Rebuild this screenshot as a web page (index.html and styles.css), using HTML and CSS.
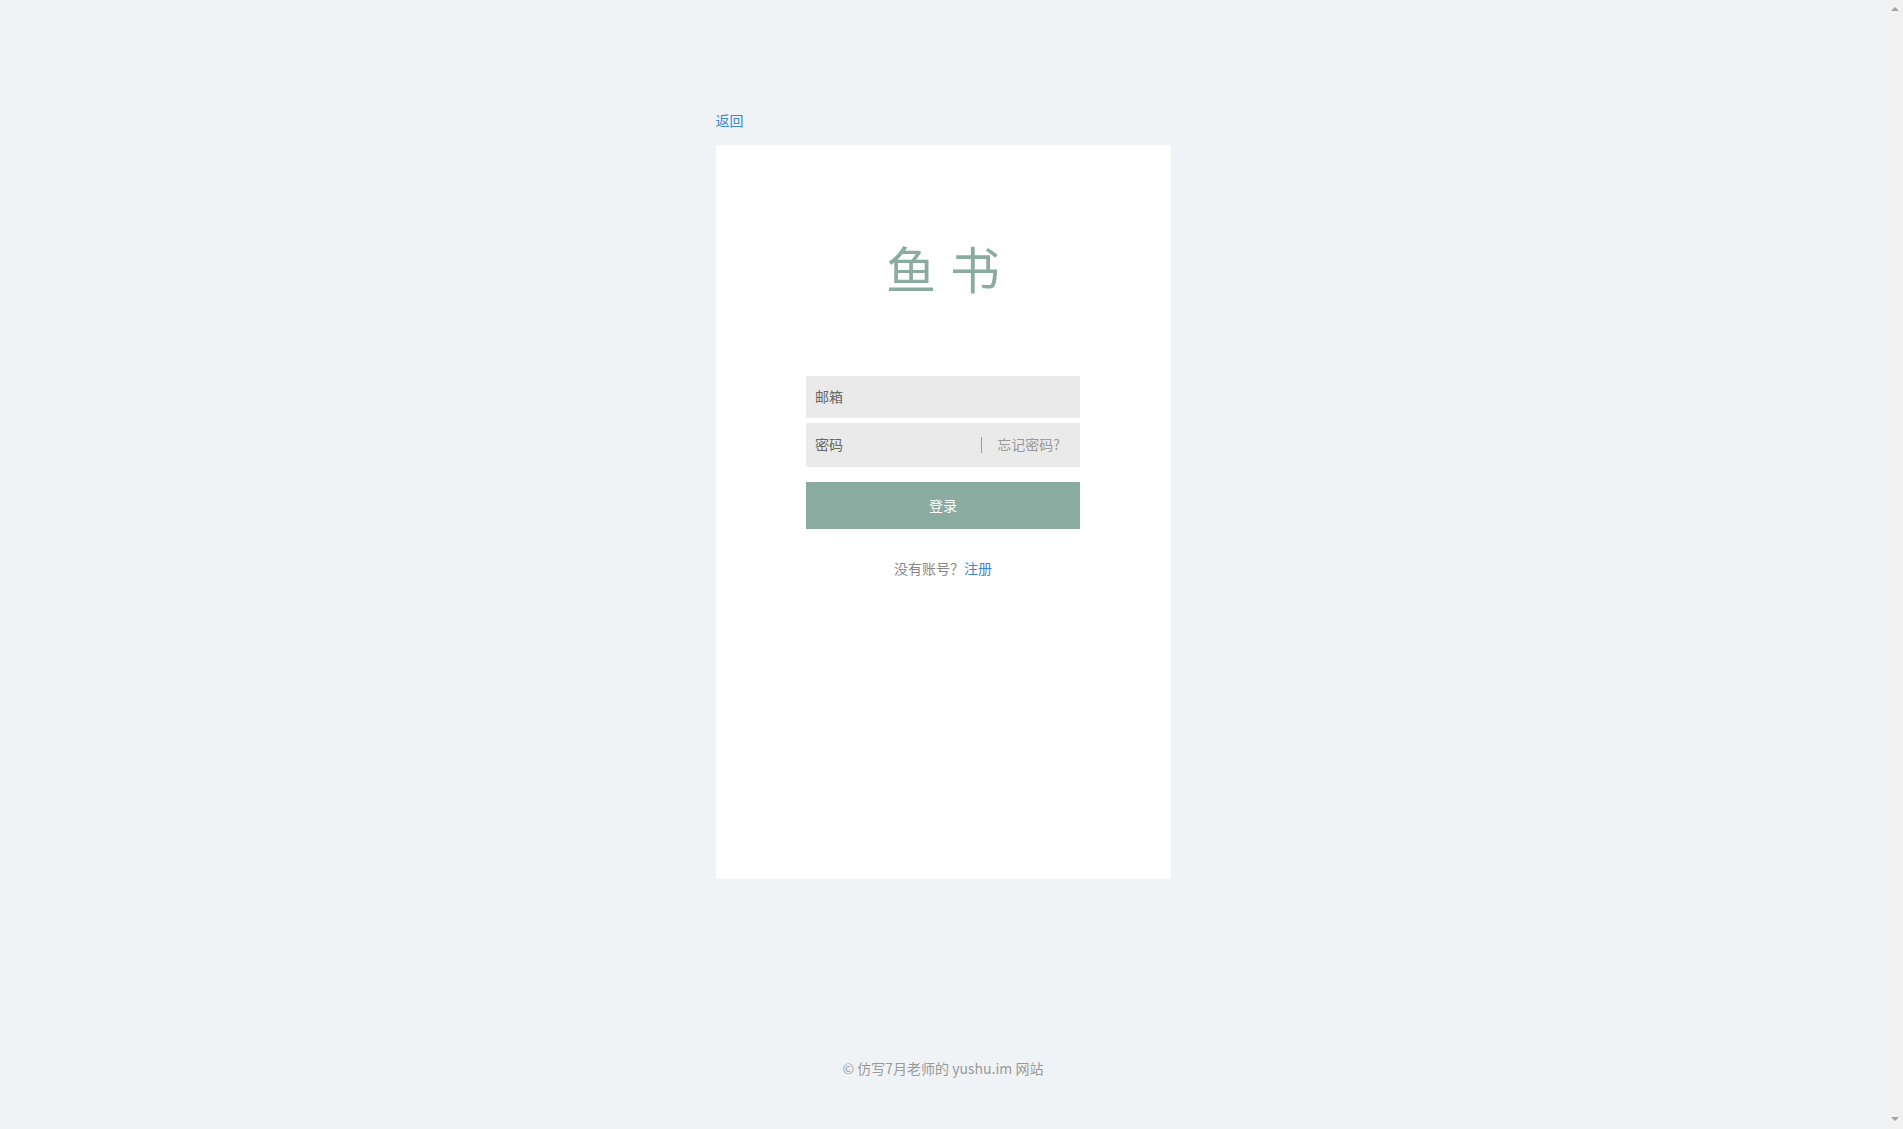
FILE: index.html
```html
<!DOCTYPE html>
<html lang="zh-CN">
<head>
<meta charset="utf-8">
<title>鱼书 - 登录</title>
<link rel="stylesheet" href="styles.css">
</head>
<body>
<div class="page">
  <div class="wrap">
    <a class="back" href="#">返回</a>
    <div class="card">
      <h1 class="title">鱼书</h1>
      <form class="form">
        <div class="field"><input class="input" type="text" placeholder="邮箱"></div>
        <div class="field field-pass">
          <input class="input" type="password" placeholder="密码">
          <span class="sep"></span>
          <a class="forgot" href="#">忘记密码?</a>
        </div>
        <button class="btn" type="button">登录</button>
        <p class="reg">没有账号？<a href="#">注册</a></p>
      </form>
    </div>
  </div>
  <footer class="footer">© 仿写7月老师的 yushu.im 网站</footer>
</div>
<div class="scrollbar" aria-hidden="true">
  <span class="arrow arrow-up"></span>
  <span class="arrow arrow-down"></span>
</div>
</body>
</html>
```

FILE: styles.css
```css
html {
  overflow: hidden;
}
body {
  margin: 0;
  background: #f0f3f6;
  font-family: "Noto Sans CJK SC", "Noto Sans", sans-serif;
  font-size: 14px;
  color: #666;
}
.page {
  padding-right: 17px;
}
.wrap {
  width: 455px;
  margin: 0 auto;
  padding-top: 110px;
}
.back {
  display: block;
  width: max-content;
  line-height: 20px;
  color: #3a87d0;
  text-decoration: none;
  font-size: 14px;
}
.card {
  margin-top: 15px;
  height: 734px;
  background: #fff;
  box-sizing: border-box;
  padding-top: 92px;
}
.title {
  margin: 0;
  text-align: center;
  font-size: 50px;
  line-height: 60px;
  font-weight: 400;
  letter-spacing: 14px;
  text-indent: 14px;
  color: #8aaba0;
}
.form {
  width: 274px;
  margin: 79px auto 0;
}
.field {
  display: flex;
  align-items: center;
  height: 42px;
  background: #eaeaea;
  margin-bottom: 5px;
}
.field-pass {
  height: 44px;
}
.input {
  flex: 1;
  min-width: 0;
  height: 100%;
  box-sizing: border-box;
  border: 0;
  outline: 0;
  background: transparent;
  padding: 0 9px 2px;
  font-family: inherit;
  font-size: 14px;
  color: #666;
}
.input::placeholder {
  color: #666;
}
.sep {
  width: 1px;
  height: 16px;
  background: #999;
}
.forgot {
  padding: 0 20px 2px 15px;
  color: #999;
  text-decoration: none;
  font-size: 14px;
}
.btn {
  display: block;
  width: 100%;
  height: 47px;
  margin-top: 15px;
  border: 0;
  padding: 0 0 2px;
  background: #8aab9f;
  color: #fff;
  font-family: inherit;
  font-size: 14px;
}
.reg {
  margin: 29px 0 0;
  text-align: center;
  color: #888;
  font-size: 14px;
  line-height: 20px;
}
.reg a {
  color: #3a87d0;
  text-decoration: none;
}
.footer {
  margin-top: 179px;
  text-align: center;
  color: #999;
  font-size: 14px;
  line-height: 20px;
}
.scrollbar {
  position: fixed;
  top: 0;
  right: 0;
  bottom: 0;
  width: 17px;
  background: #f1f1f1;
}
.arrow {
  position: absolute;
  left: 5px;
  width: 0;
  height: 0;
  border-left: 4px solid transparent;
  border-right: 4px solid transparent;
}
.arrow-up {
  top: 7px;
  border-bottom: 4px solid #a3a3a3;
}
.arrow-down {
  bottom: 8px;
  border-top: 4px solid #a3a3a3;
}
```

What is being asked -
Give back every line exactly as it stands, pictures excluded.

Solution to this task -
Rebuild this screenshot as a web page (index.html and styles.css), using HTML and CSS.
FILE: index.html
```html
<!DOCTYPE html>
<html lang="zh-CN">
<head>
<meta charset="utf-8">
<title>鱼书 - 登录</title>
<link rel="stylesheet" href="styles.css">
</head>
<body>
<div class="page">
  <div class="wrap">
    <a class="back" href="#">返回</a>
    <div class="card">
      <h1 class="title">鱼书</h1>
      <form class="form">
        <div class="field"><input class="input" type="text" placeholder="邮箱"></div>
        <div class="field field-pass">
          <input class="input" type="password" placeholder="密码">
          <span class="sep"></span>
          <a class="forgot" href="#">忘记密码?</a>
        </div>
        <button class="btn" type="button">登录</button>
        <p class="reg">没有账号？<a href="#">注册</a></p>
      </form>
    </div>
  </div>
  <footer class="footer">© 仿写7月老师的 yushu.im 网站</footer>
</div>
<div class="scrollbar" aria-hidden="true">
  <span class="arrow arrow-up"></span>
  <span class="arrow arrow-down"></span>
</div>
</body>
</html>
```

FILE: styles.css
```css
html {
  overflow: hidden;
}
body {
  margin: 0;
  background: #f0f3f6;
  font-family: "Noto Sans CJK SC", "Noto Sans", sans-serif;
  font-size: 14px;
  color: #666;
}
.page {
  padding-right: 17px;
}
.wrap {
  width: 455px;
  margin: 0 auto;
  padding-top: 110px;
}
.back {
  display: block;
  width: max-content;
  line-height: 20px;
  color: #3a87d0;
  text-decoration: none;
  font-size: 14px;
}
.card {
  margin-top: 15px;
  height: 734px;
  background: #fff;
  box-sizing: border-box;
  padding-top: 92px;
}
.title {
  margin: 0;
  text-align: center;
  font-size: 50px;
  line-height: 60px;
  font-weight: 400;
  letter-spacing: 14px;
  text-indent: 14px;
  color: #8aaba0;
}
.form {
  width: 274px;
  margin: 79px auto 0;
}
.field {
  display: flex;
  align-items: center;
  height: 42px;
  background: #eaeaea;
  margin-bottom: 5px;
}
.field-pass {
  height: 44px;
}
.input {
  flex: 1;
  min-width: 0;
  height: 100%;
  box-sizing: border-box;
  border: 0;
  outline: 0;
  background: transparent;
  padding: 0 9px 2px;
  font-family: inherit;
  font-size: 14px;
  color: #666;
}
.input::placeholder {
  color: #666;
}
.sep {
  width: 1px;
  height: 16px;
  background: #999;
}
.forgot {
  padding: 0 20px 2px 15px;
  color: #999;
  text-decoration: none;
  font-size: 14px;
}
.btn {
  display: block;
  width: 100%;
  height: 47px;
  margin-top: 15px;
  border: 0;
  padding: 0 0 2px;
  background: #8aab9f;
  color: #fff;
  font-family: inherit;
  font-size: 14px;
}
.reg {
  margin: 29px 0 0;
  text-align: center;
  color: #888;
  font-size: 14px;
  line-height: 20px;
}
.reg a {
  color: #3a87d0;
  text-decoration: none;
}
.footer {
  margin-top: 179px;
  text-align: center;
  color: #999;
  font-size: 14px;
  line-height: 20px;
}
.scrollbar {
  position: fixed;
  top: 0;
  right: 0;
  bottom: 0;
  width: 17px;
  background: #f1f1f1;
}
.arrow {
  position: absolute;
  left: 5px;
  width: 0;
  height: 0;
  border-left: 4px solid transparent;
  border-right: 4px solid transparent;
}
.arrow-up {
  top: 7px;
  border-bottom: 4px solid #a3a3a3;
}
.arrow-down {
  bottom: 8px;
  border-top: 4px solid #a3a3a3;
}
```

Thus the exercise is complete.